**WHAT THE EXERCISE ASKS**
Check every line below for the string "page", and copy the lines that contain it.

━━ DATA ━━

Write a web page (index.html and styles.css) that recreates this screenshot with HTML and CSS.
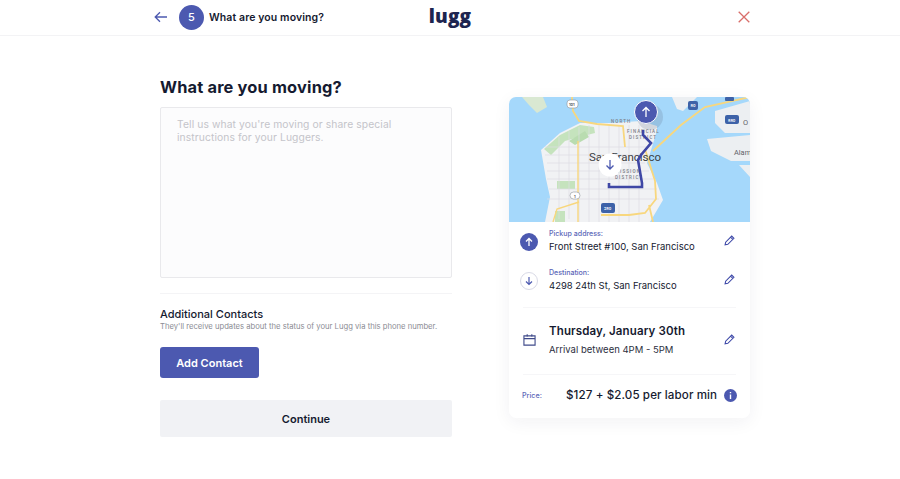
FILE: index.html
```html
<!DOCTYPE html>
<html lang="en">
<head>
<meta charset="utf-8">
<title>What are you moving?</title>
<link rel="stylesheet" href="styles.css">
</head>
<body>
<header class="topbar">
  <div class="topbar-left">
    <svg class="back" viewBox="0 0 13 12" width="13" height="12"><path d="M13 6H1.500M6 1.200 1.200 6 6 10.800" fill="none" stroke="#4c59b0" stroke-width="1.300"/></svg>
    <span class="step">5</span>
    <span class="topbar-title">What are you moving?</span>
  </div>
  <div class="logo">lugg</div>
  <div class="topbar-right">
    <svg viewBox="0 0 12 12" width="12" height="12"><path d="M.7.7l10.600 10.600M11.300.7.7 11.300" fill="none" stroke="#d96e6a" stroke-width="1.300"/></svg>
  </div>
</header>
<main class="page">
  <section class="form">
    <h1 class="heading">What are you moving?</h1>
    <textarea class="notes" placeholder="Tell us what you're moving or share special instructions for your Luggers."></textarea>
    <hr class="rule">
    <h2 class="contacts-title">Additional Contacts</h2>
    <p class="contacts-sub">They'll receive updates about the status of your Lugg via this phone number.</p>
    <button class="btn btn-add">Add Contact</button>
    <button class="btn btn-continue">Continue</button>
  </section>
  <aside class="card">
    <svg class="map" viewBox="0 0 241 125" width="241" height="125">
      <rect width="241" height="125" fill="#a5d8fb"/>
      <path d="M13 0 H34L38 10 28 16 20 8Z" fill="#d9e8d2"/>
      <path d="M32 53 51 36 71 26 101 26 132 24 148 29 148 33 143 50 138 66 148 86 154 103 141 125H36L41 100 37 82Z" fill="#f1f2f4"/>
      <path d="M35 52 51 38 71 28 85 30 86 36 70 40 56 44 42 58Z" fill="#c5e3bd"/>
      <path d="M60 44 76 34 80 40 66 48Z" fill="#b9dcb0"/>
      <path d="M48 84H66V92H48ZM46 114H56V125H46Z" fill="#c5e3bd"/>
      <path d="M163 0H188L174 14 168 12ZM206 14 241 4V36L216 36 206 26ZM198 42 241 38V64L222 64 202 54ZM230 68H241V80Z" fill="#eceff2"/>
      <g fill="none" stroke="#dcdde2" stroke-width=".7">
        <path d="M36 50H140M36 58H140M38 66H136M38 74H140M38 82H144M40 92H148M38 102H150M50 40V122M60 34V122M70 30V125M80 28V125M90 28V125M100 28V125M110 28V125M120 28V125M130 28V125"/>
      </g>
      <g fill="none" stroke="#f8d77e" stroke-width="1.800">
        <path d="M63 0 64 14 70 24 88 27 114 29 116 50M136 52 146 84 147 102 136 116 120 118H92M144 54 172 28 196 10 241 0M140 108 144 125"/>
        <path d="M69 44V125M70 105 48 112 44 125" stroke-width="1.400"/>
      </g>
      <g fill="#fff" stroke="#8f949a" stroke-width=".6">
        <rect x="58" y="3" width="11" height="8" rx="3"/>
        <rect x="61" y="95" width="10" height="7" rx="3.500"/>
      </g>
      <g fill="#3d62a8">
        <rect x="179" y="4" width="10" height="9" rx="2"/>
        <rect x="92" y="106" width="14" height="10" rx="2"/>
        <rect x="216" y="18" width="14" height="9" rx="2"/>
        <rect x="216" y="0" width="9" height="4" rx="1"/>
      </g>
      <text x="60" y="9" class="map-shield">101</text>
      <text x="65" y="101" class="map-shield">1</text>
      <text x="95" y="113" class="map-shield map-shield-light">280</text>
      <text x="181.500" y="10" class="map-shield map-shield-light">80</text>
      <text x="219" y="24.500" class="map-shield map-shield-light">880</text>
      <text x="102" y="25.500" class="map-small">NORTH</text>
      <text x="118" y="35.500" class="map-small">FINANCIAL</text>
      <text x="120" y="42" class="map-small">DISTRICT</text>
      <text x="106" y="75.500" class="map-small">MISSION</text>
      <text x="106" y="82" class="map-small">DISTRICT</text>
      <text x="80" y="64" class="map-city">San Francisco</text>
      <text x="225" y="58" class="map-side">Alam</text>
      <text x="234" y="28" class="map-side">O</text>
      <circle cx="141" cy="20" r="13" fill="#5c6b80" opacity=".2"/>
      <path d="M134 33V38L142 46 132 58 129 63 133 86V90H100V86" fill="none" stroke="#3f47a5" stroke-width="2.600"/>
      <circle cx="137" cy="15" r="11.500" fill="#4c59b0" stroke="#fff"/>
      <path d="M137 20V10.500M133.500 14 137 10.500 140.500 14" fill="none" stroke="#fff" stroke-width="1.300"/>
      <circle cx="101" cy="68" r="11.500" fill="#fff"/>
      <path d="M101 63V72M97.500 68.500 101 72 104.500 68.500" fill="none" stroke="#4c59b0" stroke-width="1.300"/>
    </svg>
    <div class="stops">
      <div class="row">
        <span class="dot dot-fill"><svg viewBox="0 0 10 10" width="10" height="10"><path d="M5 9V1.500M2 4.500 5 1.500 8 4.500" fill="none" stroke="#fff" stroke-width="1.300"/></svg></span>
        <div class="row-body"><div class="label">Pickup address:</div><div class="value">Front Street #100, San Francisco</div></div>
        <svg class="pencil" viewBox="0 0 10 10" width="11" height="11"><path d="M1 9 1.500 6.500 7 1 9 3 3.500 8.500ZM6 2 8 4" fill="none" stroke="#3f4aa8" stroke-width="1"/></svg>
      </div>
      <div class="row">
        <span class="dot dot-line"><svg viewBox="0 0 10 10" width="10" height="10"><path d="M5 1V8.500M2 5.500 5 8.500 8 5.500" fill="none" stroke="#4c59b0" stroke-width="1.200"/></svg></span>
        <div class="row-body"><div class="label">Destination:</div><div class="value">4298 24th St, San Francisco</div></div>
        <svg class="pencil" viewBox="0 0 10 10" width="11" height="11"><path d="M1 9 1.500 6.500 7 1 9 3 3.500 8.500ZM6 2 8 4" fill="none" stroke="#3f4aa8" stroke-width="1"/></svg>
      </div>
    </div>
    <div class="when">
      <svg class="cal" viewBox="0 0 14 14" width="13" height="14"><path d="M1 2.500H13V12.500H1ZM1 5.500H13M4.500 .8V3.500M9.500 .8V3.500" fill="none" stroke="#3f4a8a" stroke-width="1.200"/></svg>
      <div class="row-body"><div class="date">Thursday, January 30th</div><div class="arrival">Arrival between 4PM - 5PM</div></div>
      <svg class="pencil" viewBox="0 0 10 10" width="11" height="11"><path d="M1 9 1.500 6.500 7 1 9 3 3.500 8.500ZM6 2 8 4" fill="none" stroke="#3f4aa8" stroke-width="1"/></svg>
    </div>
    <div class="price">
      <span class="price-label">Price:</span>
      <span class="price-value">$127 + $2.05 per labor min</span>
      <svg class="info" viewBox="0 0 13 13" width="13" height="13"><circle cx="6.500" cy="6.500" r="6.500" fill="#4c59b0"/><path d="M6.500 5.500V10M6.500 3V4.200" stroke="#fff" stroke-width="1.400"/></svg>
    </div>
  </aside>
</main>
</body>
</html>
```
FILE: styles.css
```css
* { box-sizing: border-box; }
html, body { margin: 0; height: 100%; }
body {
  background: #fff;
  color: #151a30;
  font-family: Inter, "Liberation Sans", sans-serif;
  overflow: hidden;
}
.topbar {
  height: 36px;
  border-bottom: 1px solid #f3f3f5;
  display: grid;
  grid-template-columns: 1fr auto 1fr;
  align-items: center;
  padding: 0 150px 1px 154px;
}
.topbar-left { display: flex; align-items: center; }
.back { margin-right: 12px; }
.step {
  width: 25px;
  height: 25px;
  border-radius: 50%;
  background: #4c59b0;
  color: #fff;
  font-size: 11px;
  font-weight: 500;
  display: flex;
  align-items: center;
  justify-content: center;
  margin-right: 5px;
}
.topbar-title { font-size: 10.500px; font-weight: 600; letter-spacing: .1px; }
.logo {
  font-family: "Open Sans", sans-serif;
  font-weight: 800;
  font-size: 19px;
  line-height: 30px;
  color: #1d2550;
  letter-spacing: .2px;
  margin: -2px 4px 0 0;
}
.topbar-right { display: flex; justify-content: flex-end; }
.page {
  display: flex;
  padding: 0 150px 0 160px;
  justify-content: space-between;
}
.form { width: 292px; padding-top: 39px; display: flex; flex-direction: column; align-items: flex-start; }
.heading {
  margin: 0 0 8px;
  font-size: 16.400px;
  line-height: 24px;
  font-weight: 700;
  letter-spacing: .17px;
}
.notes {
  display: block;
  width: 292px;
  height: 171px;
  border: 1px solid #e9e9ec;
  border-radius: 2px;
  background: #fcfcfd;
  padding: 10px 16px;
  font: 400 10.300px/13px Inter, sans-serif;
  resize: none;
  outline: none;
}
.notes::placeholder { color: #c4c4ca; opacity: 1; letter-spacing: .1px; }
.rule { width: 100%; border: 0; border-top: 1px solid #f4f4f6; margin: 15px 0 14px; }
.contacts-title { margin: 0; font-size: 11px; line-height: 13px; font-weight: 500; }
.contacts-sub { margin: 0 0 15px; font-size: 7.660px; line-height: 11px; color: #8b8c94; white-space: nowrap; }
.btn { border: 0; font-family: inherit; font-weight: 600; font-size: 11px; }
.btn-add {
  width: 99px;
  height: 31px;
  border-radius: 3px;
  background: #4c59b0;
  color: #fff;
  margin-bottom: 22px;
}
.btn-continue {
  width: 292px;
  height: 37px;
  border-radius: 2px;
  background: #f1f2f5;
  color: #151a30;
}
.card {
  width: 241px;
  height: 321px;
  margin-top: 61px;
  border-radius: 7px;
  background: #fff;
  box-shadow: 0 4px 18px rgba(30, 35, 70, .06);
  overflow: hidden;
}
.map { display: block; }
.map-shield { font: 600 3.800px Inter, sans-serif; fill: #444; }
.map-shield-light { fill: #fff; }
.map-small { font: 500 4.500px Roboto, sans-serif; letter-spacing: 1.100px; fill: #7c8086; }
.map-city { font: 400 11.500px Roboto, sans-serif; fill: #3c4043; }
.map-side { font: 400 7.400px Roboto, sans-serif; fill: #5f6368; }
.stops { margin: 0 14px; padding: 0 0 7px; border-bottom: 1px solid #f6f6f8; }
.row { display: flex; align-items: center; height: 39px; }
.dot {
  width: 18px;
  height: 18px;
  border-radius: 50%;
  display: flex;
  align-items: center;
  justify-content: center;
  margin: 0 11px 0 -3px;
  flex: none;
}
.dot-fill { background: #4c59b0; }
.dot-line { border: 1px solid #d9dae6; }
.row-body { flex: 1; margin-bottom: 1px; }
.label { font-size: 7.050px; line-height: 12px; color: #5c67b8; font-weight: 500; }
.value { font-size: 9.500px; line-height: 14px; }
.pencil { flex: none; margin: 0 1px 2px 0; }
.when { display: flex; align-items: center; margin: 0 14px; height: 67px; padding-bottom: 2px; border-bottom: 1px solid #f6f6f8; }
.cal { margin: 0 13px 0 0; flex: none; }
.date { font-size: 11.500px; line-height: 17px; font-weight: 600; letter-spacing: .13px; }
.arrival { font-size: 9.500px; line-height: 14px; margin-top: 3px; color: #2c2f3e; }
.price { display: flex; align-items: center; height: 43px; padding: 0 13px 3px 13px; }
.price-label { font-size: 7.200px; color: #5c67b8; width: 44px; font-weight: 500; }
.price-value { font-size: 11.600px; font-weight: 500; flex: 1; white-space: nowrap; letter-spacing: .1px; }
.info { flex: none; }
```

━━━

**WRITTEN RESPONSE**
Write a web page (index.html and styles.css) that recreates this screenshot with HTML and CSS.
<main class="page">
.page {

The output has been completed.